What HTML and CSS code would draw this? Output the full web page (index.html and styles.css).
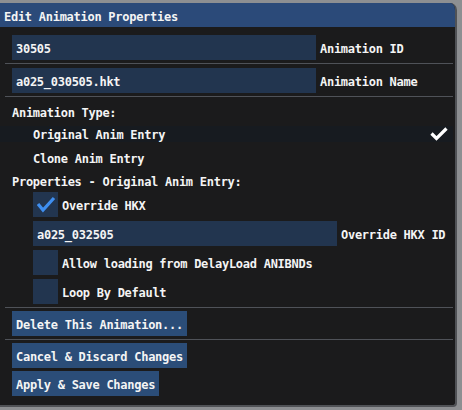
FILE: index.html
```html
<!DOCTYPE html>
<html>
<head>
<meta charset="utf-8">
<link rel="stylesheet" href="styles.css">
</head>
<body>
<div class="page">
  <div class="window">
    <div class="titlebar">Edit Animation Properties</div>
    <div class="content">
      <div class="field-row">
        <div class="input">30505</div>
        <span class="label">Animation ID</span>
      </div>
      <div class="sep"></div>
      <div class="field-row gap4">
        <div class="input">a025_030505.hkt</div>
        <span class="label">Animation Name</span>
      </div>
      <div class="sep gap4"></div>
      <div class="text-row first"><span class="t">Animation Type:</span></div>
      <div class="sel-row">
        <div class="selectable">
          <span class="sel-text">Original Anim Entry</span>
          <svg class="tick" width="18" height="14" viewBox="0 0 18 14"><path d="M1.5 6.5 L6.5 11.5 L16.5 1.5" fill="none" stroke="#ffffff" stroke-width="3.2"/></svg>
        </div>
      </div>
      <div class="text-row"><span class="t indent-text">Clone Anim Entry</span></div>
      <div class="text-row"><span class="t">Properties - Original Anim Entry:</span></div>
      <div class="indent">
        <div class="check-row">
          <div class="checkbox"><svg width="25" height="25" viewBox="0 0 25 25"><path d="M5 12 L10 18 L21 6" fill="none" stroke="#3f8ff0" stroke-width="3.2"/></svg></div>
          <span class="check-label">Override HKX</span>
        </div>
        <div class="field-row gap4">
          <div class="input">a025_032505</div>
          <span class="label">Override HKX ID</span>
        </div>
        <div class="check-row gap4">
          <div class="checkbox"></div>
          <span class="check-label">Allow loading from DelayLoad ANIBNDs</span>
        </div>
        <div class="check-row gap4">
          <div class="checkbox"></div>
          <span class="check-label">Loop By Default</span>
        </div>
      </div>
      <div class="sep gap4"></div>
      <div class="btn-row m3"><div class="button">Delete This Animation...</div></div>
      <div class="sep gap4"></div>
      <div class="btn-row m3"><div class="button">Cancel &amp; Discard Changes</div></div>
      <div class="btn-row m3"><div class="button">Apply &amp; Save Changes</div></div>
    </div>
  </div>
</div>
</body>
</html>
```

FILE: styles.css
```css
html, body {
  margin: 0;
  padding: 0;
}
* {
  box-sizing: border-box;
}
body {
  background: #8d8f92;
  font-family: "DejaVu Sans Mono", "Liberation Mono", monospace;
  font-weight: bold;
  font-size: 12px;
  letter-spacing: -0.27px;
  color: #f4f4f4;
  width: 462px;
  height: 410px;
  overflow: hidden;
}
.page {
  padding-top: 3px;
}
.window {
  width: 457px;
  height: 404px;
  background: #1b1b1c;
  border-right: 2px solid #505256;
  border-bottom: 2px solid #505256;
  border-top-right-radius: 7px;
  border-bottom-right-radius: 4px;
  overflow: hidden;
}
.titlebar {
  height: 24px;
  padding-top: 4px;
  line-height: 20px;
  padding-left: 4px;
  background: #2b4a79;
  white-space: pre;
}
.content {
  padding: 8px 0 0 12px;
}
.field-row {
  display: flex;
  align-items: flex-start;
  height: 25px;
}
.gap4 {
  margin-top: 4px;
}
.m3 {
  margin-top: 3px;
}
.input {
  width: 304px;
  height: 25px;
  padding-top: 4px;
  line-height: 21px;
  padding-left: 4px;
  background: #22354f;
  white-space: pre;
}
.label {
  margin-left: 4px;
  padding-top: 4px;
  line-height: 21px;
  white-space: pre;
}
.sep {
  height: 1px;
  background: #4f5258;
  margin-left: -7px;
  width: 448px;
  margin-top: 3px;
}
.text-row {
  height: 23px;
  padding-top: 4px;
  line-height: 19px;
}
.t {
  white-space: pre;
}
.text-row.first {
  margin-top: 3px;
}
.indent-text {
  padding-left: 21px;
}
.sel-row {
  margin-left: -12px;
  width: 453px;
  height: 23px;
  padding-top: 3px;
}
.selectable {
  height: 16px;
  background: #171b20;
  display: flex;
  align-items: center;
  justify-content: space-between;
  padding-left: 33px;
  padding-right: 5px;
}
.sel-text {
  white-space: pre;
  padding-top: 3px;
  line-height: 15px;
}
.tick {
  display: block;
}
.indent {
  padding-left: 21px;
}
.check-row {
  display: flex;
  align-items: flex-start;
  height: 25px;
}
.checkbox {
  width: 25px;
  height: 25px;
  background: #22354f;
}
.checkbox svg {
  display: block;
}
.check-label {
  margin-left: 4px;
  padding-top: 4px;
  line-height: 21px;
  white-space: pre;
}
.btn-row {
  display: flex;
}
.button {
  height: 25px;
  padding: 4px 4px 0 4px;
  line-height: 21px;
  background: #2b4d78;
  white-space: pre;
}
```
^^^^^^^^
● GIVEN EXERCISE
Exclude the pictures, and transcribe all of the material exactly.

● COMPLETE ANSWER
What HTML and CSS code would draw this? Output the full web page (index.html and styles.css).
FILE: index.html
```html
<!DOCTYPE html>
<html>
<head>
<meta charset="utf-8">
<link rel="stylesheet" href="styles.css">
</head>
<body>
<div class="page">
  <div class="window">
    <div class="titlebar">Edit Animation Properties</div>
    <div class="content">
      <div class="field-row">
        <div class="input">30505</div>
        <span class="label">Animation ID</span>
      </div>
      <div class="sep"></div>
      <div class="field-row gap4">
        <div class="input">a025_030505.hkt</div>
        <span class="label">Animation Name</span>
      </div>
      <div class="sep gap4"></div>
      <div class="text-row first"><span class="t">Animation Type:</span></div>
      <div class="sel-row">
        <div class="selectable">
          <span class="sel-text">Original Anim Entry</span>
          <svg class="tick" width="18" height="14" viewBox="0 0 18 14"><path d="M1.5 6.5 L6.5 11.5 L16.5 1.5" fill="none" stroke="#ffffff" stroke-width="3.2"/></svg>
        </div>
      </div>
      <div class="text-row"><span class="t indent-text">Clone Anim Entry</span></div>
      <div class="text-row"><span class="t">Properties - Original Anim Entry:</span></div>
      <div class="indent">
        <div class="check-row">
          <div class="checkbox"><svg width="25" height="25" viewBox="0 0 25 25"><path d="M5 12 L10 18 L21 6" fill="none" stroke="#3f8ff0" stroke-width="3.2"/></svg></div>
          <span class="check-label">Override HKX</span>
        </div>
        <div class="field-row gap4">
          <div class="input">a025_032505</div>
          <span class="label">Override HKX ID</span>
        </div>
        <div class="check-row gap4">
          <div class="checkbox"></div>
          <span class="check-label">Allow loading from DelayLoad ANIBNDs</span>
        </div>
        <div class="check-row gap4">
          <div class="checkbox"></div>
          <span class="check-label">Loop By Default</span>
        </div>
      </div>
      <div class="sep gap4"></div>
      <div class="btn-row m3"><div class="button">Delete This Animation...</div></div>
      <div class="sep gap4"></div>
      <div class="btn-row m3"><div class="button">Cancel &amp; Discard Changes</div></div>
      <div class="btn-row m3"><div class="button">Apply &amp; Save Changes</div></div>
    </div>
  </div>
</div>
</body>
</html>
```

FILE: styles.css
```css
html, body {
  margin: 0;
  padding: 0;
}
* {
  box-sizing: border-box;
}
body {
  background: #8d8f92;
  font-family: "DejaVu Sans Mono", "Liberation Mono", monospace;
  font-weight: bold;
  font-size: 12px;
  letter-spacing: -0.27px;
  color: #f4f4f4;
  width: 462px;
  height: 410px;
  overflow: hidden;
}
.page {
  padding-top: 3px;
}
.window {
  width: 457px;
  height: 404px;
  background: #1b1b1c;
  border-right: 2px solid #505256;
  border-bottom: 2px solid #505256;
  border-top-right-radius: 7px;
  border-bottom-right-radius: 4px;
  overflow: hidden;
}
.titlebar {
  height: 24px;
  padding-top: 4px;
  line-height: 20px;
  padding-left: 4px;
  background: #2b4a79;
  white-space: pre;
}
.content {
  padding: 8px 0 0 12px;
}
.field-row {
  display: flex;
  align-items: flex-start;
  height: 25px;
}
.gap4 {
  margin-top: 4px;
}
.m3 {
  margin-top: 3px;
}
.input {
  width: 304px;
  height: 25px;
  padding-top: 4px;
  line-height: 21px;
  padding-left: 4px;
  background: #22354f;
  white-space: pre;
}
.label {
  margin-left: 4px;
  padding-top: 4px;
  line-height: 21px;
  white-space: pre;
}
.sep {
  height: 1px;
  background: #4f5258;
  margin-left: -7px;
  width: 448px;
  margin-top: 3px;
}
.text-row {
  height: 23px;
  padding-top: 4px;
  line-height: 19px;
}
.t {
  white-space: pre;
}
.text-row.first {
  margin-top: 3px;
}
.indent-text {
  padding-left: 21px;
}
.sel-row {
  margin-left: -12px;
  width: 453px;
  height: 23px;
  padding-top: 3px;
}
.selectable {
  height: 16px;
  background: #171b20;
  display: flex;
  align-items: center;
  justify-content: space-between;
  padding-left: 33px;
  padding-right: 5px;
}
.sel-text {
  white-space: pre;
  padding-top: 3px;
  line-height: 15px;
}
.tick {
  display: block;
}
.indent {
  padding-left: 21px;
}
.check-row {
  display: flex;
  align-items: flex-start;
  height: 25px;
}
.checkbox {
  width: 25px;
  height: 25px;
  background: #22354f;
}
.checkbox svg {
  display: block;
}
.check-label {
  margin-left: 4px;
  padding-top: 4px;
  line-height: 21px;
  white-space: pre;
}
.btn-row {
  display: flex;
}
.button {
  height: 25px;
  padding: 4px 4px 0 4px;
  line-height: 21px;
  background: #2b4d78;
  white-space: pre;
}
```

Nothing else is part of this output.